The whole "rat rod" thing is totally lost on me. I like the power train though.


----------



## Ble_PE (May 13, 2011)

Not a car guy here, but that looks like sh!t to me. To each their own.


----------



## Master slacker (May 13, 2011)

Rat rod


----------



## DVINNY (May 13, 2011)

^ Just not cool to do, IMO


----------



## Master slacker (May 13, 2011)

^^^ Cool to do.

Throw in Bettie Page and you reach awesomeness.


----------



## Dexman PE PMP (May 13, 2011)

I think I'm going to cry...


----------



## MA_PE (May 13, 2011)

ngnrd said:


> I just puked a little in my mouth... Dude must have forgotten to take his anti-crazy pills for a couple of months.
> A rat rod is a low buck, high power, the guts are more important than the skin, it ain't pretty but it works, backyard built street cruiser. That abomination is a high dollar, high power, trying to trade cash for street cred, artificially distressed, faux vintage modern coupe.
> 
> But, I didn't pay for it. And I don't have to look at it in my driveway. So, whatever. If that's what the dude wants to spend his money on, I suppose he can. Personally, I would have rather spent half of the cost of that build on hookers and bourbon and then just wasted the rest.


I agree with everything you wrote except for the last line. The money in the "build" would be the pruchase of the car and the performace upgrades which would yield this:

and a 1000HP street camaro would be pretty cool.

There's not much money invloved in destroying the nice finish to give it the "rat rod" look.


----------



## Dexman PE PMP (May 13, 2011)

Ive looked into lower versions of these upgrades for my car(and know a few people who have done them) and to get everything up to the 1k hp mark, he spent at least $15k. This would include (at a minimum) upgraded rear differential, axle, transmission, supercharger, exhaust, and engine internals.

I was looking at doing a lower output SC (only 600 hp), and that was going to cost ~$8k because I wouldnt need to upgrade the rest of the drivetrain (its rated to ~650 hp).


----------



## Dexman PE PMP (May 13, 2011)

According to Hot Rod Magazine, you can buy it as is for a cool $150,000


----------



## mizzoueng (May 13, 2011)

Master slacker said:


> Rat rod


^ That is actually pretty cool. I like the mock "bomb" as the intake.

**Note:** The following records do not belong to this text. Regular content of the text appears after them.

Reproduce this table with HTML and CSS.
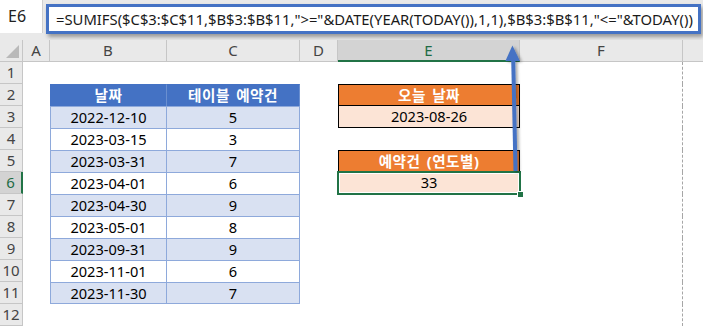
FILE: index.html
```html
<!DOCTYPE html>
<html lang="ko">
<head>
<meta charset="utf-8">
<title>SUMIFS 연도별</title>
<link rel="stylesheet" href="styles.css">
</head>
<body>
<div class="app">
  <div class="fbar">
    <div class="namebox">E6</div>
    <div class="formula">=SUMIFS($C$3:$C$11,$B$3:$B$11,"&gt;="&amp;DATE(YEAR(TODAY()),1,1),$B$3:$B$11,"&lt;="&amp;TODAY())</div>
  </div>
  <div class="sheet">
    <div class="corner"><span class="tri"></span></div>
    <div class="ch">A</div><div class="ch">B</div><div class="ch">C</div><div class="ch">D</div><div class="ch ch-sel">E</div><div class="ch">F</div><div class="ch ch-last"></div>

    <div class="rh">1</div><div class="c"></div><div class="c"></div><div class="c"></div><div class="c"></div><div class="c"></div><div class="c pb"></div><div class="c"></div>

    <div class="rh">2</div><div class="c"></div><div class="c tb th tl">날짜</div><div class="c tb th">테이블 예약건</div><div class="c"></div><div class="c ox oh">오늘 날짜</div><div class="c pb"></div><div class="c"></div>

    <div class="rh">3</div><div class="c"></div><div class="c tb band tl">2022-12-10</div><div class="c tb band">5</div><div class="c"></div><div class="c ox ol nt">2023-08-26</div><div class="c pb"></div><div class="c"></div>

    <div class="rh">4</div><div class="c"></div><div class="c tb tl">2023-03-15</div><div class="c tb">3</div><div class="c"></div><div class="c"></div><div class="c pb"></div><div class="c"></div>

    <div class="rh">5</div><div class="c"></div><div class="c tb band tl">2023-03-31</div><div class="c tb band">7</div><div class="c"></div><div class="c ox oh">예약건 (연도별)</div><div class="c pb"></div><div class="c"></div>

    <div class="rh rh-sel">6</div><div class="c"></div><div class="c tb tl">2023-04-01</div><div class="c tb">6</div><div class="c"></div><div class="c sel">33<span class="handle"></span></div><div class="c pb"></div><div class="c"></div>

    <div class="rh">7</div><div class="c"></div><div class="c tb band tl">2023-04-30</div><div class="c tb band">9</div><div class="c"></div><div class="c"></div><div class="c pb"></div><div class="c"></div>

    <div class="rh">8</div><div class="c"></div><div class="c tb tl">2023-05-01</div><div class="c tb">8</div><div class="c"></div><div class="c"></div><div class="c pb"></div><div class="c"></div>

    <div class="rh">9</div><div class="c"></div><div class="c tb band tl">2023-09-31</div><div class="c tb band">9</div><div class="c"></div><div class="c"></div><div class="c pb"></div><div class="c"></div>

    <div class="rh">10</div><div class="c"></div><div class="c tb tl">2023-11-01</div><div class="c tb">6</div><div class="c"></div><div class="c"></div><div class="c pb"></div><div class="c"></div>

    <div class="rh">11</div><div class="c"></div><div class="c tb band tl lastrow">2023-11-30</div><div class="c tb band lastrow">7</div><div class="c"></div><div class="c"></div><div class="c pb"></div><div class="c"></div>

    <div class="rh">12</div><div class="c"></div><div class="c"></div><div class="c"></div><div class="c"></div><div class="c"></div><div class="c pb"></div><div class="c"></div>
  </div>
  <svg class="arrow" width="703" height="328" viewBox="0 0 703 328" aria-hidden="true">
    <defs>
      <filter id="sh" x="-50%" y="-10%" width="200%" height="120%">
        <feDropShadow dx="2" dy="1" stdDeviation="1.5" flood-color="#000" flood-opacity="0.35"/>
      </filter>
    </defs>
    <g filter="url(#sh)">
      <line x1="515.5" y1="171" x2="513.2" y2="58" stroke="#4472C4" stroke-width="4"/>
      <polygon points="512.4,45.5 520,61 505.4,61" fill="#4472C4"/>
    </g>
  </svg>
</div>
</body>
</html>
```
FILE: styles.css
```css
* { box-sizing: border-box; }
html, body { margin: 0; padding: 0; background: #fff; }
body { width: 703px; height: 328px; overflow: hidden; }

.app {
  position: relative;
  width: 703px;
  height: 328px;
  overflow: hidden;
  font-family: "Noto Sans", "Noto Sans CJK KR", sans-serif;
  color: #000;
}

.fbar {
  display: flex;
  align-items: flex-start;
  height: 40px;
  background: #e9e9e9;
}
.namebox {
  width: 43px;
  height: 33px;
  background: #fff;
  border-right: 1px solid #d0d0d0;
  padding-left: 8px;
  font-size: 16px;
  line-height: 33px;
  color: #222;
}
.formula {
  margin: 4px 0 0 3px;
  width: 655px;
  height: 30px;
  background: #fff;
  border: 3px solid #4472C4;
  box-shadow: 2px 3px 4px rgba(0,0,0,0.35);
  padding-left: 7px;
  font-size: 14.8px;
  line-height: 24px;
  color: #1a1a1a;
  white-space: nowrap;
  overflow: hidden;
}

.sheet {
  display: grid;
  grid-template-columns: 23px 27px 117px 133px 38px 182px 163px 20px;
  grid-auto-rows: 22px;
  font-size: 14.6px;
}

.corner {
  position: relative;
  background: #e9e9e9;
  border-right: 1px solid #c6c6c6;
  border-bottom: 1px solid #c6c6c6;
}
.tri {
  position: absolute;
  right: 3px;
  bottom: 3px;
  width: 0;
  height: 0;
  border-left: 13px solid transparent;
  border-bottom: 13px solid #b9b9b9;
}

.ch {
  background: #e9e9e9;
  border-right: 1px solid #c6c6c6;
  border-bottom: 1px solid #c6c6c6;
  text-align: center;
  line-height: 21px;
  font-size: 15px;
  color: #444;
}
.ch-sel {
  background: #d3d3d3;
  border-bottom: 2px solid #217346;
  color: #1e6b45;
}
.ch-last { border-right: none; }

.rh {
  background: #e9e9e9;
  border-right: 1px solid #c6c6c6;
  border-bottom: 1px solid #c6c6c6;
  text-align: center;
  line-height: 21px;
  font-size: 15px;
  color: #444;
}
.rh-sel {
  background: #d3d3d3;
  border-right: 2px solid #217346;
  color: #1e6b45;
}

.c {
  text-align: center;
  line-height: 21px;
  white-space: nowrap;
}
.pb { border-right: 1px dashed #a6a6a6; }

.tb {
  border-top: 1px solid #8EA9DB;
  border-right: 1px solid #8EA9DB;
}
.tl { border-left: 1px solid #8EA9DB; }
.th {
  background: #4472C4;
  border-color: #4472C4 #6a8fd0 #4472C4 #4472C4;
  color: #fff;
  font-weight: bold;
  letter-spacing: 0.5px;
  word-spacing: 2px;
}
.th.tl { border-left-color: #4472C4; }
.band { background: #D9E1F2; }
.lastrow { border-bottom: 1px solid #8EA9DB; }

.ox {
  border: 1px solid #000;
}
.nt { border-top: none; }
.oh {
  background: #ED7D31;
  color: #fff;
  font-weight: bold;
  letter-spacing: 0.5px;
  word-spacing: 2px;
}
.ol { background: #FCE4D6; }

.sel {
  position: relative;
  background: #FCE4D6;
  outline: 2px solid #217346;
  outline-offset: -1px;
  box-shadow: inset 0 0 0 2px #fff;
}
.handle {
  position: absolute;
  right: -4px;
  bottom: -4px;
  width: 7px;
  height: 7px;
  background: #217346;
  border: 1px solid #fff;
}

.arrow {
  position: absolute;
  left: 0;
  top: 0;
  pointer-events: none;
}
```
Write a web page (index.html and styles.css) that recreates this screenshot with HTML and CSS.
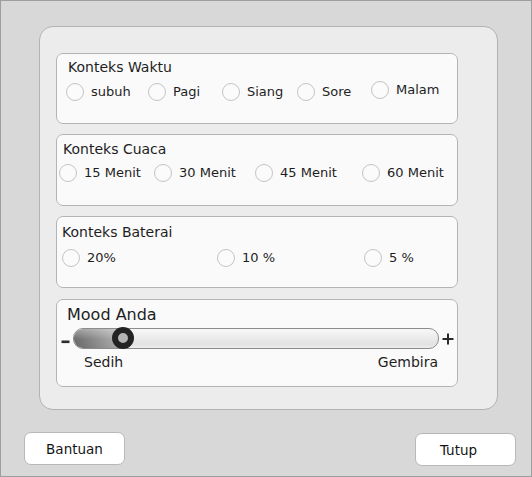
FILE: index.html
```html
<!DOCTYPE html>
<html lang="id">
<head>
<meta charset="utf-8">
<title>Pengaturan Konteks</title>
<link rel="stylesheet" href="styles.css">
</head>
<body>
<div class="window">
  <div class="panel">
    <fieldset class="group g-waktu">
      <div class="title t-waktu">Konteks Waktu</div>
      <div class="row row-waktu">
        <label class="opt"><input type="radio" name="waktu"><span>subuh</span></label>
        <label class="opt"><input type="radio" name="waktu"><span>Pagi</span></label>
        <label class="opt"><input type="radio" name="waktu"><span>Siang</span></label>
        <label class="opt"><input type="radio" name="waktu"><span>Sore</span></label>
        <label class="opt opt-up"><input type="radio" name="waktu"><span>Malam</span></label>
      </div>
    </fieldset>
    <fieldset class="group g-cuaca">
      <div class="title t-cuaca">Konteks Cuaca</div>
      <div class="row row-cuaca">
        <label class="opt"><input type="radio" name="cuaca"><span>15 Menit</span></label>
        <label class="opt"><input type="radio" name="cuaca"><span>30 Menit</span></label>
        <label class="opt"><input type="radio" name="cuaca"><span>45 Menit</span></label>
        <label class="opt"><input type="radio" name="cuaca"><span>60 Menit</span></label>
      </div>
    </fieldset>
    <fieldset class="group g-baterai">
      <div class="title">Konteks Baterai</div>
      <div class="row row-baterai">
        <label class="opt"><input type="radio" name="baterai"><span>20%</span></label>
        <label class="opt"><input type="radio" name="baterai"><span>10 %</span></label>
        <label class="opt"><input type="radio" name="baterai"><span>5 %</span></label>
      </div>
    </fieldset>
    <fieldset class="group g-mood">
      <div class="mood-title">Mood Anda</div>
      <div class="slider-row">
        <svg class="minus" width="9" height="4" viewBox="0 0 9 4"><rect x="0.5" y="0.5" width="8" height="2.6" fill="#2a2a2a"/></svg>
        <div class="track">
          <div class="fill" style="width:50px"></div>
          <div class="thumb"></div>
        </div>
        <svg class="plus" width="12" height="12" viewBox="0 0 12 12"><rect x="0.5" y="5" width="11" height="2" fill="#2a2a2a"/><rect x="5" y="0.5" width="2" height="11" fill="#2a2a2a"/></svg>
      </div>
      <div class="scale">
        <span>Sedih</span>
        <span>Gembira</span>
      </div>
    </fieldset>
  </div>
  <div class="footer">
    <button class="btn" type="button">Bantuan</button>
    <button class="btn btn-close" type="button">Tutup</button>
  </div>
</div>
</body>
</html>
```

FILE: styles.css
```css
html, body {
  margin: 0;
  padding: 0;
}

body {
  width: 532px;
  height: 477px;
  font-family: "DejaVu Sans", "Liberation Sans", sans-serif;
  color: #1e1e1e;
}

.window {
  box-sizing: border-box;
  width: 532px;
  height: 477px;
  border: 1px solid #9e9e9e;
  background: #d8d8d8;
}

.panel {
  box-sizing: border-box;
  width: 459px;
  height: 384px;
  margin: 25px 0 0 38px;
  padding: 26px 0 0 16px;
  background: #ececec;
  border: 1px solid #b2b2b2;
  border-radius: 14px;
  display: flex;
  flex-direction: column;
  gap: 10px;
}

.group {
  box-sizing: border-box;
  width: 402px;
  margin: 0;
  min-width: 0;
  background: #fafafa;
  border: 1px solid #b4b4b4;
  border-radius: 7px;
}

.g-waktu {
  height: 71px;
  padding: 5px 0 0 9px;
}

.g-cuaca {
  height: 72px;
  padding: 6px 0 0 2px;
}

.g-baterai {
  height: 72px;
  padding: 7px 0 0 5px;
}

.g-mood {
  height: 88px;
  margin-top: 1px;
  padding: 5px 0 0 0;
}

.title {
  font-size: 14px;
  line-height: 17px;
}

.t-waktu {
  margin-left: 2px;
}

.t-cuaca {
  margin-left: 4px;
}

.row {
  display: grid;
  align-items: center;
}

.row-waktu {
  margin-top: 7px;
  grid-template-columns: 82px 74px 75px 74px auto;
}

.row-cuaca {
  margin-top: 6px;
  grid-template-columns: 95px 101px 107px auto;
}

.row-baterai {
  margin-top: 8px;
  grid-template-columns: 155px 147px auto;
}

.opt {
  display: flex;
  align-items: center;
  gap: 7px;
  font-size: 13px;
  line-height: 18px;
  height: 18px;
}

.opt-up {
  align-self: start;
  margin-top: -2px;
}

.opt input {
  appearance: none;
  -webkit-appearance: none;
  box-sizing: border-box;
  width: 18px;
  height: 18px;
  margin: 0;
  flex: none;
  border: 1px solid #c4c4c4;
  border-radius: 50%;
  background: #fbfbfb;
}

.mood-title {
  margin-left: 10px;
  font-size: 16px;
  line-height: 19px;
}

.slider-row {
  display: flex;
  align-items: center;
  height: 23px;
  margin-top: 3px;
  padding-left: 4px;
}

.minus {
  display: block;
  flex: none;
  margin-top: 7px;
}

.track {
  position: relative;
  box-sizing: border-box;
  flex: none;
  width: 366px;
  height: 21px;
  margin-left: 3px;
  border: 1px solid #8c8c8c;
  border-radius: 10px;
  background: linear-gradient(to bottom, #f7f7f7 0%, #ececec 45%, #e2e2e2 80%, #eeeeee 100%);
}

.fill {
  position: absolute;
  left: 0;
  top: 0;
  bottom: 0;
  border-radius: 9px 0 0 9px;
  background:
    linear-gradient(to bottom, rgba(255, 255, 255, 0.35), rgba(255, 255, 255, 0) 55%, rgba(0, 0, 0, 0.05)),
    linear-gradient(to right, #6c6c6c, #b8b8b8);
}

.thumb {
  position: absolute;
  box-sizing: border-box;
  left: 38px;
  top: -2px;
  width: 22px;
  height: 22px;
  border: 6px solid #232323;
  border-radius: 50%;
  background: #b4b4b4;
}

.plus {
  display: block;
  flex: none;
  margin-left: 3px;
}

.scale {
  display: flex;
  justify-content: space-between;
  margin: 4px 19px 0 27px;
  font-size: 14px;
  line-height: 17px;
}

.footer {
  display: flex;
  justify-content: space-between;
  align-items: flex-start;
  margin-top: 22px;
  padding: 0 15px 0 23px;
}

.btn {
  box-sizing: border-box;
  width: 101px;
  height: 33px;
  padding: 0;
  background: #ffffff;
  border: 1px solid #b8b8b8;
  border-radius: 7px;
  font-family: "DejaVu Sans", "Liberation Sans", sans-serif;
  font-size: 13.5px;
  color: #141414;
}

.btn-close {
  margin-top: 1px;
  padding-right: 14px;
}
```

If it were me, I would have just finished it off and kept the bomber theme by painting it grey and naming it Enola.


----------



## FLBuff PE (May 13, 2011)

mizzoueng said:


> Master slacker said:
> 
> 
> > Rat rod
> ...


That's Gay.


----------



## MA_PE (May 13, 2011)

^ I see what you did there.


----------



## Mary Faye (May 15, 2011)

A rat rod is a low buck, high power, the guts are more important than the skin, it ain't pretty but it works, backyard built street cruiser. That abomination is a high dollar, high power, trying to trade cash for street cred, artificially distressed, faux vintage modern coupe. - ngnrd

I agree! This looks like they trashed a good car to fake someone out. Definitely NOT "rat rod".


----------



## Capt Worley PE (May 16, 2011)

I think it looks like crap.

And 1000hp on the street is just silly. Why not just whip out a tape measure and settle the issue once and for all.


----------



## Supe (May 16, 2011)

Congrats. He made the new Camaro uglier than it already is.


----------



## Dexman PE PMP (May 16, 2011)

I personally would have painted it flat black. Limo-tint the windows, powder-coat the rims, then remove and/or buy custom painted emblems/badges/bowties.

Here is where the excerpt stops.